TASK STATEMENT>
Begin with the first line of the material and write out each line exactly, ending with the line that contains "FOR SELECTED OBJECT</h2>". Pictures are not part of the copy.

GIVEN INFORMATION>
○ ○ ○ ○

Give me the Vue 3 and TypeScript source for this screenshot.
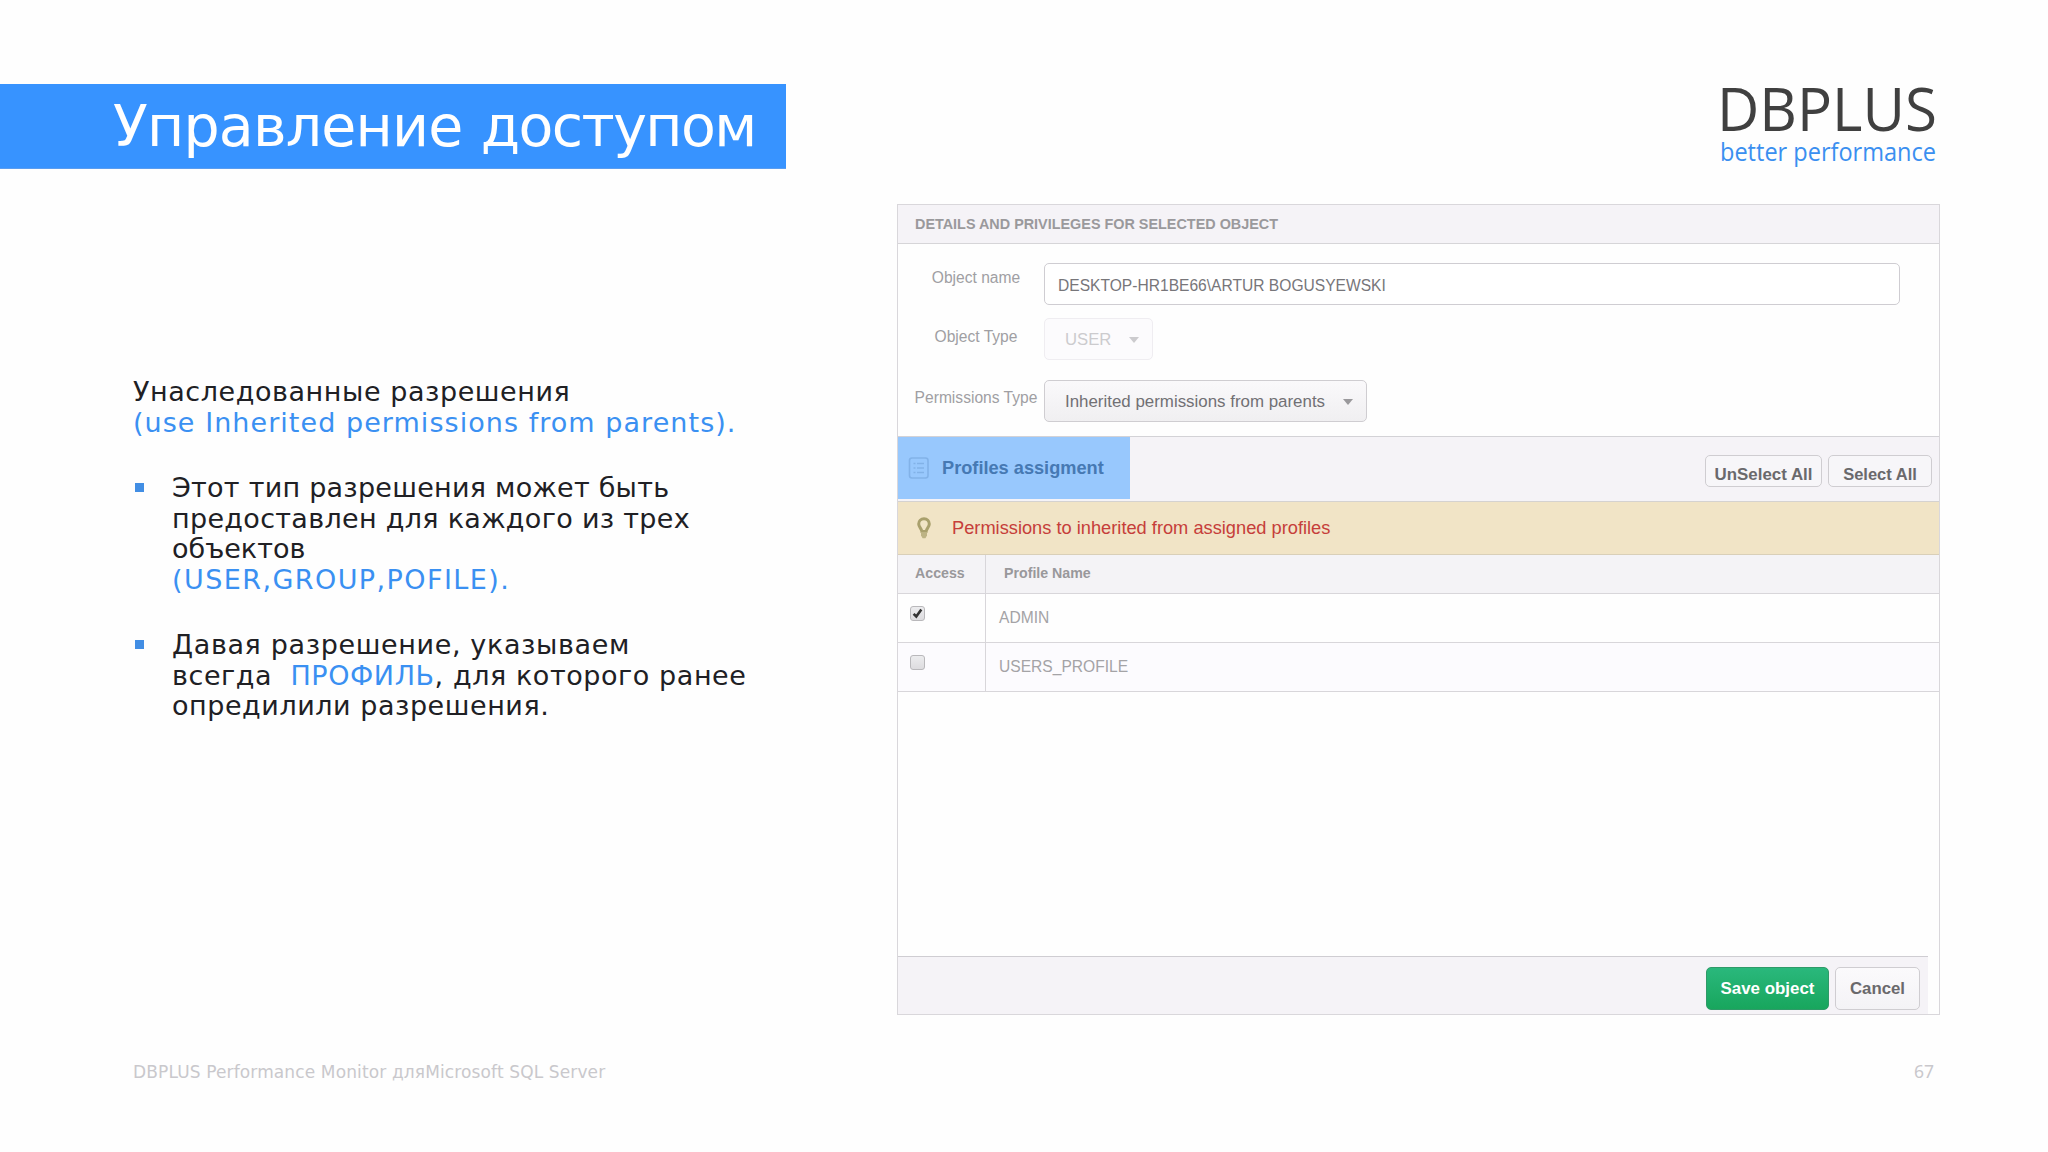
<script setup lang="ts">
import { reactive } from 'vue'

interface Profile {
  name: string
  access: boolean
}

const profiles = reactive<Profile[]>([
  { name: 'ADMIN', access: true },
  { name: 'USERS_PROFILE', access: false },
])
</script>

<template>
  <main class="slide">
    <header class="top">
      <h1 class="title"><span class="w1">Управление</span> <span class="w2">доступом</span></h1>
      <svg class="logo" width="240" height="120" viewBox="0 0 240 120" role="img" aria-label="DBPLUS better performance">
        <text class="logo-name" x="7" y="67" textLength="220" lengthAdjust="spacingAndGlyphs">DBPLUS</text>
        <text class="logo-tag" x="10" y="97" textLength="216" lengthAdjust="spacingAndGlyphs">better performance</text>
      </svg>
    </header>

    <div class="body">
      <section class="notes">
        <p class="intro">
          <span class="l1">Унаследованные разрешения</span><br />
          <span class="accent l2">(use Inherited permissions from parents).</span>
        </p>
        <ul>
          <li>
            <span class="l3">Этот тип разрешения может быть</span><br />
            <span class="l4">предоставлен для каждого из трех</span><br />
            <span class="l5">объектов</span><br />
            <span class="accent l6">(USER,GROUP,POFILE).</span>
          </li>
          <li>
            <span class="l7">Давая разрешение, указываем</span><br />
            <span class="l8">всегда&nbsp; <span class="accent">ПРОФИЛЬ</span>, для которого ранее</span><br />
            <span class="l9">опредилили разрешения.</span>
          </li>
        </ul>
      </section>

      <section class="panel">
        <h2 class="panel-head">DETAILS AND PRIVILEGES FOR SELECTED OBJECT</h2>

        <div class="form">
          <div class="row row-name">
            <label>Object name</label>
            <div class="input">DESKTOP-HR1BE66\ARTUR BOGUSYEWSKI</div>
          </div>
          <div class="row row-type">
            <label>Object Type</label>
            <div class="select disabled">USER<i class="caret"></i></div>
          </div>
          <div class="row">
            <label>Permissions Type</label>
            <div class="select">Inherited permissions from parents<i class="caret"></i></div>
          </div>
        </div>

        <div class="toolbar">
          <div class="tab">
            <svg width="22" height="22" viewBox="0 0 22 22" fill="none" stroke="#82b2e8" stroke-width="1.6">
              <rect x="1.5" y="1" width="18.5" height="20" rx="2.5" />
              <path d="M5.5 6.5h2M9 6.5h7M5.5 11h2M9 11h7M5.5 15.5h2M9 15.5h7" stroke-width="1.3" />
            </svg>
            <span>Profiles assigment</span>
          </div>
          <div class="tools">
            <button class="small unselect">UnSelect All</button>
            <button class="small selectall">Select All</button>
          </div>
        </div>

        <div class="hint">
          <svg width="14" height="22" viewBox="0 0 14 22">
            <path
              d="M7 1.8C3.9 1.8 1.7 4 1.7 6.9c0 3 2.7 4.4 3.2 7.5h4.2C9.6 11.3 12.3 9.9 12.3 6.9 12.3 4 10.1 1.8 7 1.8Z"
              fill="none" stroke="#a9a06d" stroke-width="3" />
            <path d="M4 15h6v3.5l-1.6 2.7H5.6L4 18.5Z" fill="#bdb384" />
          </svg>
          <span>Permissions to inherited from assigned profiles</span>
        </div>

        <div class="table">
          <div class="tr th">
            <div class="c1">Access</div>
            <div class="c2">Profile Name</div>
          </div>
          <div v-for="p in profiles" :key="p.name" class="tr td">
            <div class="c1">
              <span class="check" @click="p.access = !p.access">
                <svg v-if="p.access" width="11" height="11" viewBox="0 0 11 11">
                  <path d="M1.6 5.8l2.7 2.7L9.3 1.6" fill="none" stroke="#333" stroke-width="2.6" />
                </svg>
              </span>
            </div>
            <div class="c2">{{ p.name }}</div>
          </div>
        </div>

        <div class="panel-foot">
          <button class="save">Save object</button>
          <button class="cancel">Cancel</button>
        </div>
      </section>
    </div>

    <footer class="foot">
      <span class="foot-name">DBPLUS Performance Monitor дляMicrosoft SQL Server</span>
      <span class="page">67</span>
    </footer>
  </main>
</template>

<style>
body {
  background: #fefefe;
  overflow: hidden;
}
</style>

<style scoped>
* {
  box-sizing: border-box;
}
.slide {
  width: 2048px;
  height: 1152px;
  display: flex;
  flex-direction: column;
  background: #fefefe;
  font-family: 'DejaVu Sans', sans-serif;
  color: #202024;
}
.top {
  height: 204px;
  padding-top: 84px;
  display: flex;
  justify-content: space-between;
  align-items: flex-start;
  flex: none;
}
.title {
  margin: 0;
  width: 786px;
  height: 85px;
  line-height: 85px;
  background: #3793ff;
  border-bottom: 1px solid #5a9df0;
  color: #fff;
  font-weight: 400;
  font-size: 57px;
  padding-left: 113px;
  white-space: nowrap;
}
.w1 {
  letter-spacing: -0.8px;
}
.w2 {
  letter-spacing: -1.6px;
}
.logo {
  margin: -20px 98px 0 0;
}
.logo-name {
  font-family: 'Open Sans', sans-serif;
  font-size: 61px;
  font-weight: 400;
  fill: #404040;
}
.logo-tag {
  font-family: 'Open Sans', sans-serif;
  font-size: 25px;
  fill: #3a8ff0;
}
.body {
  display: flex;
  height: 810px;
  flex: none;
}
.notes {
  width: 897px;
  flex: none;
  padding: 173px 0 0 133px;
  font-size: 27px;
  line-height: 30.7px;
  white-space: nowrap;
}
.l1 {
  letter-spacing: 0.56px;
}
.l2 {
  letter-spacing: 1.05px;
}
.l3 {
  letter-spacing: 0.25px;
}
.l4 {
  letter-spacing: 0.31px;
}
.l6 {
  letter-spacing: 1.43px;
}
.l7 {
  letter-spacing: 0.63px;
}
.l8 {
  letter-spacing: 0.57px;
}
.l9 {
  letter-spacing: 0.54px;
}
.intro {
  margin: 0 0 34.6px;
}
ul {
  margin: 0;
  padding: 0;
  list-style: none;
}
li {
  display: block;
  padding-left: 39px;
  margin-bottom: 34px;
  background: linear-gradient(#428ee4, #428ee4) no-repeat 2px 10px / 9px 9px;
}
.accent {
  color: #3a90f2;
}
.panel {
  width: 1043px;
  height: 811px;
  flex: none;
  display: flex;
  flex-direction: column;
  border: 1px solid #d9d7db;
  font-family: 'Liberation Sans', Arial, sans-serif;
}
.panel-head {
  margin: 0;
  height: 39px;
  line-height: 38px;
  padding-left: 17px;
  border-bottom: 1px solid #d6d5d8;
  background: #f5f3f7;
  color: #9a999c;
  font-size: 14.4px;
  font-weight: 700;
}
.form {
  height: 193px;
  padding: 19px 39px 0 11px;
  border-bottom: 1px solid #d3d2d6;
}
.row {
  display: flex;
  align-items: flex-start;
}
.row-name {
  height: 55px;
}
.row-type {
  height: 62px;
}
label {
  width: 135px;
  padding-right: 1px;
  text-align: center;
  line-height: 36px;
  font-size: 15.6px;
  color: #a09fa3;
  white-space: nowrap;
}
.row-name label {
  line-height: 30px;
}
.row-type label {
  line-height: 37px;
}
.input {
  flex: 1;
  height: 42px;
  line-height: 43px;
  border: 1px solid #cfcdd2;
  border-radius: 5px;
  padding-left: 13px;
  background: #fff;
  font-size: 15.6px;
  color: #77767a;
}
.select {
  height: 42px;
  line-height: 41px;
  padding: 0 13px 0 20px;
  display: flex;
  align-items: center;
  gap: 17.5px;
  border: 1px solid #cfcdd1;
  border-radius: 5px;
  background: linear-gradient(#faf9fb, #f0eff1);
  font-size: 16.9px;
  color: #717074;
}
.select.disabled {
  border-color: #efedf1;
  background: #fcfbfd;
  font-size: 16.7px;
  color: #cccbce;
}
.caret {
  width: 0;
  height: 0;
  margin-top: 2px;
  border: 5px solid transparent;
  border-top: 6px solid #9a999c;
  border-bottom: 0;
}
.disabled .caret {
  border-top-color: #cccbce;
}
.toolbar {
  height: 65px;
  display: flex;
  justify-content: space-between;
  align-items: flex-start;
  background: #f5f3f7;
  border-bottom: 1px solid #d5d2d0;
}
.tab {
  width: 232px;
  height: 62px;
  padding: 0 0 0 10px;
  display: flex;
  align-items: center;
  gap: 12px;
  background: #98c8fd;
  color: #4679b3;
  font-size: 18.2px;
  font-weight: 700;
}
.tab span {
  line-height: 62px;
}
.tools {
  display: flex;
  gap: 6px;
  padding: 18px 7px 0 0;
}
button {
  margin: 0;
  padding: 0;
  font-family: inherit;
  font-weight: 700;
  border-radius: 5px;
  border: 1px solid #cfcdd1;
  color: #6a696c;
}
.small {
  height: 32px;
  padding-top: 6px;
  background: #f7f6f9;
}
.unselect {
  width: 117px;
  padding-top: 7px;
  font-size: 16.9px;
}
.selectall {
  width: 104px;
  font-size: 16.5px;
}
.hint {
  height: 53px;
  display: flex;
  align-items: center;
  padding-left: 19px;
  gap: 21px;
  background: #f1e4c6;
  border-bottom: 1px solid #d9cfb8;
  color: #c63e3a;
  font-size: 18.25px;
}
.hint span {
  padding-bottom: 1px;
}
.tr {
  display: flex;
  border-bottom: 1px solid #d8d6da;
}
.c1 {
  width: 88px;
  border-right: 1px solid #d8d6da;
}
.th {
  height: 39px;
  line-height: 37px;
  background: #f4f3f6;
  color: #99989b;
  font-size: 14.2px;
  font-weight: 700;
}
.th .c1 {
  padding-left: 17px;
}
.th .c2 {
  padding-left: 18px;
}
.td {
  height: 49px;
  line-height: 48px;
  color: #a4a3a6;
  font-size: 15.6px;
}
.td:last-child {
  background: #fcfbfe;
}
.td .c1 {
  padding: 12px 0 0 12px;
  line-height: 0;
}
.td .c2 {
  padding-left: 13px;
}
.check {
  display: flex;
  align-items: center;
  justify-content: center;
  width: 15px;
  height: 15px;
  border: 1px solid #b9b8bb;
  border-radius: 3px;
  background: linear-gradient(#ececee, #dddcdf);
}
.panel-foot {
  margin: auto 11px 0 0;
  height: 58px;
  display: flex;
  justify-content: flex-end;
  gap: 6px;
  padding: 10px 8px 0 0;
  border-top: 1px solid #cfcdd2;
  background: #f5f3f7;
}
.save {
  width: 123px;
  height: 43px;
  font-size: 16.9px;
  color: #fff;
  border-color: #2f9a68;
  background: linear-gradient(#2ab87c, #18a65d);
}
.cancel {
  width: 85px;
  height: 43px;
  font-size: 16.8px;
  background: linear-gradient(#fbfafc, #f4f3f6);
}
.foot {
  flex: 1;
  display: flex;
  justify-content: space-between;
  align-items: flex-start;
  padding: 43px 114px 0 133px;
  font-size: 17px;
  line-height: 30px;
  color: #c9c8cc;
}
.foot-name {
  letter-spacing: 0.13px;
}
.page {
  font-family: 'Noto Sans', sans-serif;
  font-size: 17.5px;
  line-height: 29px;
}
</style>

○ ○ ○ ○

RESPONSE>
Give me the Vue 3 and TypeScript source for this screenshot.
<script setup lang="ts">
import { reactive } from 'vue'

interface Profile {
  name: string
  access: boolean
}

const profiles = reactive<Profile[]>([
  { name: 'ADMIN', access: true },
  { name: 'USERS_PROFILE', access: false },
])
</script>

<template>
  <main class="slide">
    <header class="top">
      <h1 class="title"><span class="w1">Управление</span> <span class="w2">доступом</span></h1>
      <svg class="logo" width="240" height="120" viewBox="0 0 240 120" role="img" aria-label="DBPLUS better performance">
        <text class="logo-name" x="7" y="67" textLength="220" lengthAdjust="spacingAndGlyphs">DBPLUS</text>
        <text class="logo-tag" x="10" y="97" textLength="216" lengthAdjust="spacingAndGlyphs">better performance</text>
      </svg>
    </header>

    <div class="body">
      <section class="notes">
        <p class="intro">
          <span class="l1">Унаследованные разрешения</span><br />
          <span class="accent l2">(use Inherited permissions from parents).</span>
        </p>
        <ul>
          <li>
            <span class="l3">Этот тип разрешения может быть</span><br />
            <span class="l4">предоставлен для каждого из трех</span><br />
            <span class="l5">объектов</span><br />
            <span class="accent l6">(USER,GROUP,POFILE).</span>
          </li>
          <li>
            <span class="l7">Давая разрешение, указываем</span><br />
            <span class="l8">всегда&nbsp; <span class="accent">ПРОФИЛЬ</span>, для которого ранее</span><br />
            <span class="l9">опредилили разрешения.</span>
          </li>
        </ul>
      </section>

      <section class="panel">
        <h2 class="panel-head">DETAILS AND PRIVILEGES FOR SELECTED OBJECT</h2>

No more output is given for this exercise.